Другая половина наших забот в Кяхте обращена была на изготовление вьючных и походных вещей: ящиков, сум, палаток и пр., как равно на закупку дополнительного багажа, а именно: сахара, чая, спирта, муки, крупы, войлоков и т. п. По приказанию тогдашнего генерал-губернатора Восточной Сибири, генерал-лейтенанта Д. Г. Анучина, в мое распоряжение предоставлены были рабочие из местного казачьего отдела и из линейного батальона. Они изготовили нам 3 палатки, 24 деревянных ящика, 26 кожаных сум и несколько десятков холщовых мешков, сшили недостававшую часть теплого одеяния, сработали разные мелочи и пр., словом – окончательно снарядили нас для похода. Материалы, потребные для всех этих работ, частью были привезены нами с собой, в большинстве же приобретены в Кяхте, где они, кстати сказать, очень дороги и по большей части плохого качества. Относительно закупок дополнительного багажа нам помогли кяхтинские купцы, по-прежнему весьма радушно принявшие нас, как своих гостей. В особенности много и обязательно содействовал нам А. М. Лушников, у которого мы купили также двенадцать пудов китайского серебра для расходов за границей.
Тем временем урядник Иринчинов был командирован мною в Ургу для покупки вьючных верблюдов. Остальные казаки, помимо стрельбы в цель, занимались собственным снаряжением в предстоящий путь; кроме того, обучались у прежних моих спутников увязке вьюков и исполнению различных мелочных работ экспедиции. Когда все было настроено и приготовлено, потребовалось еще два дня на окончательную рассортировку и укладку экспедиционного багажа. Для перевозки его в Ургу мы наняли обратный монгольский караван, привозивший в Кяхту чай. Выгодно было подобное обстоятельство еще тем, что новые казаки и солдаты могли по пути научиться от монголов вьюченью и обращенью с караванными верблюдами.
Выступление из Кяхты назначено было на 21 октября. В этот день весь экспедиционный багаж, увязанный и рассортированный по вьюкам, выложен был с утра на дворе нашего обширного помещения. Нанятые монголы подогнали к Кяхте своих верблюдов и ожидали только приказания вести их для вьючения. По желанию казаков отслужен был напутственный молебен, а затем предложен всей экспедиции кяхтинскими старшинами прощальный обед. Ровно в три часа пополудни верблюды были завьючены и выстроены на улице. Там собрались в большом числе провожавшие казаков их родственники и посторонние зеваки. Начались прощания, напутствования… у многих показались слезы… Наконец, караван двинулся и через несколько минут был уже на китайской земле. Так началось четвертое мое путешествие по Центральной Азии. Опять неведомое лежало впереди; опять судьба всего дела не один раз должна была висеть на волоске; но опять счастье не отвернулось от меня…

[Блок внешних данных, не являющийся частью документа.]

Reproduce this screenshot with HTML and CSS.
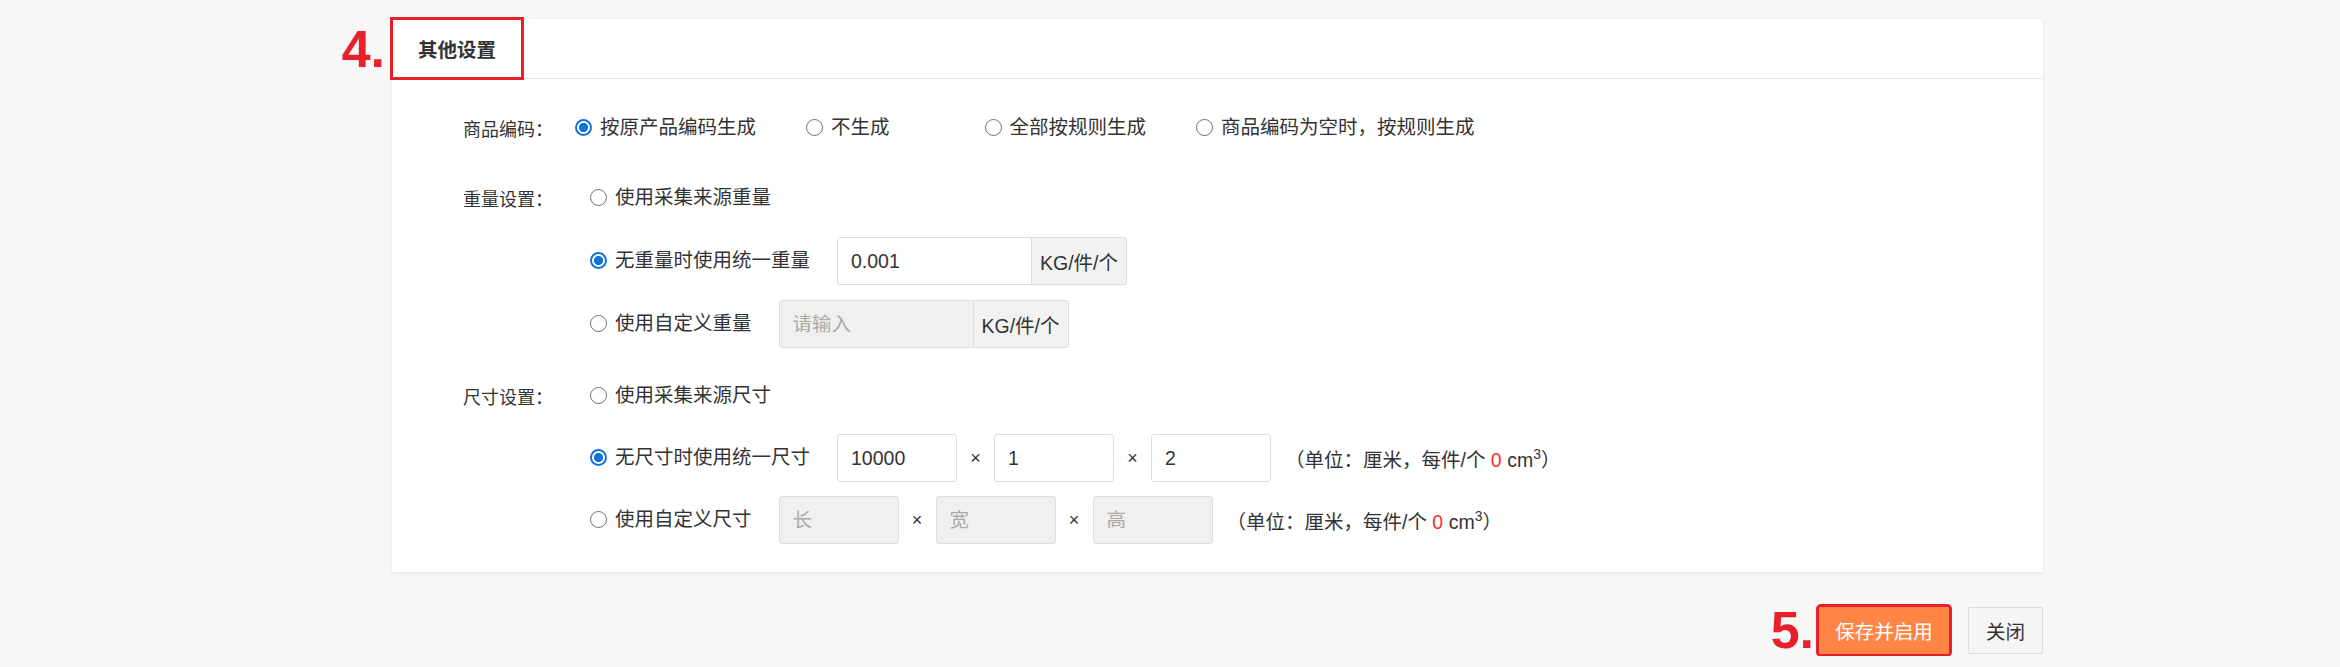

Девять суток употреблено было нами на переход от Кяхты до Урги, где расстояние верст 300 с небольшим. Местность эта несет тот же характер, как и в прилежащей части Забайкалья, начиная от самого Хамар-дабана, который ограничивает собою область сибирской тайги. Далее к югу, тотчас за прорывом р. Селенги, путник впервые встречает лёссовую почву, характерную для всей Внутренней Азии, и прекрасные степи, залегающие между горными хребтами. Эти последние местами довольно высоки, имеют в общем восточно-западное направление и покрыты лесами (преимущественно хвойными), главным образом на северных склонах, частью и на склонах южных верхнего своего пояса. В нижней же горной области залегают прекрасные луга.